Иван Константинович окончательно проснулся в десятом часу утра. Сначала ему показалось, что за окном тишина, обыкновенный городской шум. Он потянулся к форточке, и вдруг все стекла задрожали разом от оглушительного удара где-то вблизи.
— Варенька, — спросил Иван Константинович, — что это было ночью? Или мне приснилось?
— Родила жена истопника. Доктор говорит, здоровый, прелестный мальчик.
— Нашла время, — сурово сказал Иван Константинович, — ну, о чем думают эти люди? В конце концов старина Мальтус прав. Бедные люди, как ужасен этот инстинкт размножения. Ну, какая может быть судьба у сына истопника?
Итак, в литерном номере гостиницы играли в баккара и удивлялись счастливой игре и рассказам исполнительницы русских песен Шуры Найденовой. Она сидела в придвинутом к столу глубоком кресле и куталась в теплый русский платок, хотя в комнате было жарко, гости задыхались от жары и табачного дыма. Она любила держать банк, ловко, по-мужски сдавала карты и рассказывала о себе с потешной и грубой откровенностью:
— Я начинала хористкой в Тифлисе, чего не натерпелась от вашего брата, но была молодая, веселая и, пила, как лошадь. Бог мне помог, и поехала я в Ялту к Новикову, на первое положение. И приезжает в Ялту на бархатный сезон Сеид Эмир Абдул Ахад, эмир бухарский… Девять!
Она выбросила далеко на стол две карты и, поправив на плечах платок, потащила к себе пачку керенок и кредитных билетов.
— Сами понимаете, через два месяца я уезжала в курьерском из Севастополя и было у меня на текущем счету десять тысяч и финтифлюшек на столько же… Эклераж — ваше благородие — деньги на стол. Восемь!
И две карты снова упали на стол.
— Что это вы, Гутя, не завели карточной машинки? Без машинки — подзаборная игра. Слушайте дальше. Вхожу, купе все в цветах, в бомбоньерках, и вдруг, вижу сидит офицер. Романовский рост, челюсть, синие глазищи, на коленях фуражка с белым кавалергардским верхом. В зубах трубочка с золотым шариком, как у царя. Карта к вам, хозяин.
— Шуренок, — печально сказал Густав Максимилианович, — у меня восемь.

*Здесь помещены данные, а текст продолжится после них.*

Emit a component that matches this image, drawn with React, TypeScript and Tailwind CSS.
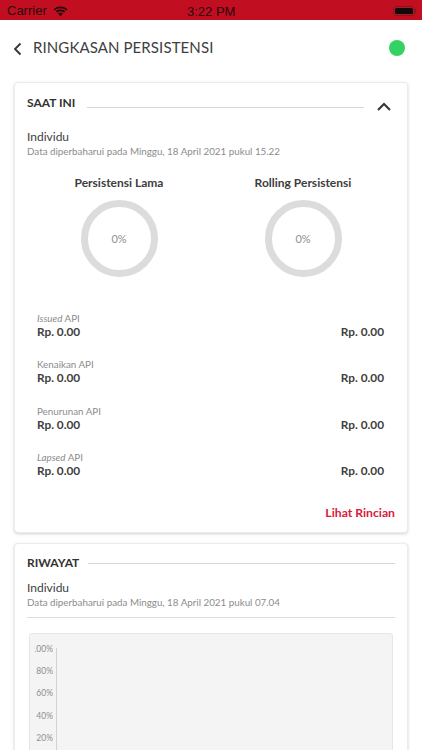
import React from 'react';

const rows = [
  { italic: 'Issued', label: ' API' },
  { italic: '', label: 'Kenaikan API' },
  { italic: '', label: 'Penurunan API' },
  { italic: 'Lapsed', label: ' API' },
];

const ticks = ['100%', '80%', '60%', '40%', '20%'];

function StatusBar() {
  return (
    <div className="relative flex h-[20px] items-center justify-between bg-[#c10e21] pl-[7px] pr-[6px] pt-[2px] font-['Liberation_Sans',sans-serif] text-[13px] text-[#2a0a0c]">
      <div className="flex items-center gap-[6px]">
        <span>Carrier</span>
        <svg width="15" height="11" viewBox="0 0 15 11" fill="#1c0507">
          <path d="M7.5 2.2c2.2 0 4.2.8 5.7 2.2l1.1-1.2C12.5 1.500 10.100.5 7.500.5S2.500 1.500.700 3.200l1.100 1.200C3.300 3 5.300 2.200 7.500 2.200z" />
          <path d="M7.500 5.200c1.300 0 2.500.5 3.500 1.300l1.100-1.200C10.900 4.200 9.300 3.500 7.500 3.500s-3.400.7-4.600 1.800L4 6.500c1-.8 2.200-1.300 3.500-1.300z" />
          <path d="M7.500 6.500c-1 0-1.800.3-2.400.9l2.400 2.800 2.400-2.800c-.6-.6-1.400-.9-2.400-.9z" />
        </svg>
      </div>
      <span className="absolute left-[187px] top-[2px] text-[13px] font-medium">3:22 PM</span>
      <div className="flex items-center">
        <div className="h-[10px] w-[22px] rounded-[3px] border border-[#7a1a22] p-[1px]">
          <div className="h-full w-full rounded-[1.5px] bg-[#12090a]" />
        </div>
        <div className="h-[4px] w-[1px] bg-[#7a1a22]" />
      </div>
    </div>
  );
}

function SectionTitle({ title }: { title: string }) {
  return <span className="text-[12px] leading-[16px] font-bold text-[#333333]">{title}</span>;
}

function Gauge({ title }: { title: string }) {
  return (
    <div className="flex w-[150px] flex-col items-center">
      <span className="text-[12px] leading-[16px] font-bold text-[#3d3d3d]">{title}</span>
      <div className="mt-[9px] flex h-[77px] w-[77px] items-center justify-center rounded-full border-[7px] border-[#dcdcdc]">
        <span className="mt-[2px] text-[11px] text-[#8f8f8f]">0%</span>
      </div>
    </div>
  );
}

function UpdatedInfo({ time }: { time: string }) {
  return (
    <div>
      <div className="text-[12px] leading-[16px] text-[#404040]">Individu</div>
      <div className="text-[9.8px] leading-[13px] text-[#8c8c8c]">Data diperbaharui pada Minggu, 18 April 2021 pukul {time}</div>
    </div>
  );
}

export default function App() {
  return (
    <div className="h-[750px] w-[422px] overflow-hidden bg-white font-['Lato','Noto_Sans',sans-serif]">
      <StatusBar />

      <div className="flex h-[54px] items-center pl-[13px] pr-[17px]">
        <svg width="9" height="14" viewBox="0 0 9 14" fill="none" stroke="#333333" strokeWidth="1.800" className="mt-[3px]">
          <path d="M7.500 1.500 2 7l5.500 5.500" />
        </svg>
        <h1 className="ml-[11px] text-[15px] leading-[20px] tracking-[0.1px] text-[#404040]">RINGKASAN PERSISTENSI</h1>
        <div className="ml-auto mt-[2px] h-[16px] w-[16px] rounded-full bg-[#34d265]" />
      </div>

      <div className="flex flex-col gap-[10px] px-[14px] pt-[8px]">
        <section className="h-[451px] rounded-[4px] border border-[#ececec] bg-white shadow-[0_1px_3px_rgba(0,0,0,0.18)]">
          <div className="flex items-start pl-[12px] pr-[16px] pt-[12px]">
            <SectionTitle title="SAAT INI" />
            <div className="ml-[12px] mt-[12px] h-[1px] flex-1 bg-[#d6d6d6]" />
            <svg width="14" height="9" viewBox="0 0 14 9" fill="none" stroke="#333333" strokeWidth="2" className="ml-[13px] mt-[7px]">
              <path d="M1 8l6-6 6 6" />
            </svg>
          </div>

          <div className="mt-[18px] px-[12px]">
            <UpdatedInfo time="15.22" />
          </div>

          <div className="mt-[17px] flex justify-between px-[29px]">
            <Gauge title="Persistensi Lama" />
            <Gauge title="Rolling Persistensi" />
          </div>

          <div className="mt-[35px] flex flex-col gap-[18.330px] pl-[22px] pr-[23px]">
            {rows.map((row, i) => (
              <div key={i}>
                <div className="text-[9.8px] leading-[12px] text-[#8c8c8c]">
                  {row.italic && <i>{row.italic}</i>}
                  {row.label}
                </div>
                <div className="flex justify-between text-[11.8px] leading-[16px] font-bold text-[#404040]">
                  <span>Rp. 0.00</span>
                  <span>Rp. 0.00</span>
                </div>
              </div>
            ))}
          </div>

          <div className="mt-[26.500px] pr-[12px] text-right text-[12.200px] leading-[16px] font-bold text-[#d7193a]">Lihat Rincian</div>
        </section>

        <section className="h-[300px] rounded-[4px] border border-[#ececec] bg-white shadow-[0_1px_3px_rgba(0,0,0,0.18)]">
          <div className="flex items-start px-[12px] pt-[11px]">
            <SectionTitle title="RIWAYAT" />
            <div className="ml-[9px] mt-[8px] h-[1px] flex-1 bg-[#d6d6d6]" />
          </div>
          <div className="mt-[9px] px-[12px]">
            <UpdatedInfo time="07.04" />
            <div className="mt-[8px] h-[1px] bg-[#dddddd]" />
          </div>
          <div className="mx-[14px] mt-[15px] flex h-[200px] rounded-[3px] border border-[#e6e6e6] bg-[#f4f4f4] pl-[5px] pt-[9px]">
            <div className="flex w-[18px] shrink-0 flex-col items-end overflow-hidden">
              {ticks.map((t) => (
                <span key={t} className="h-[22.200px] shrink-0 text-[8.5px] leading-[13px] whitespace-nowrap text-[#8f8f8f]">
                  {t}
                </span>
              ))}
            </div>
            <div className="ml-[3px] mt-[5px] w-[1px] bg-[#d2d2d2]" />
          </div>
        </section>
      </div>
    </div>
  );
}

— Стало быть, по восьми. Ну, встал, извинился, вышел покурить в коридор, потом вернулся, сел против меня и прямо быка за рога. «Вы артистка» — «Да». «Фарс?» — «Нет, оперетта». Фуражку в угол, перчатки долой и нагло, прямо в лоб: «Моя маленькая, не хотите ли получить три катеньки за наше счастье до Петербурга?» Я — в амбицию: «Нет». Сами понимаете, в другой раз это манна небесная, а теперь, после Ялты… «Так не возьмете три катеньки?» — «Нет». — «Тогда Петра?» — «Нет», — говорю уже в сердцах, и тут он встает, рост под потолок, красавец писаный, и говорит: «Чудовищно! Ну, не жениться же мне на вас»… В банке — тысяча триста. Гутя, ваша рука.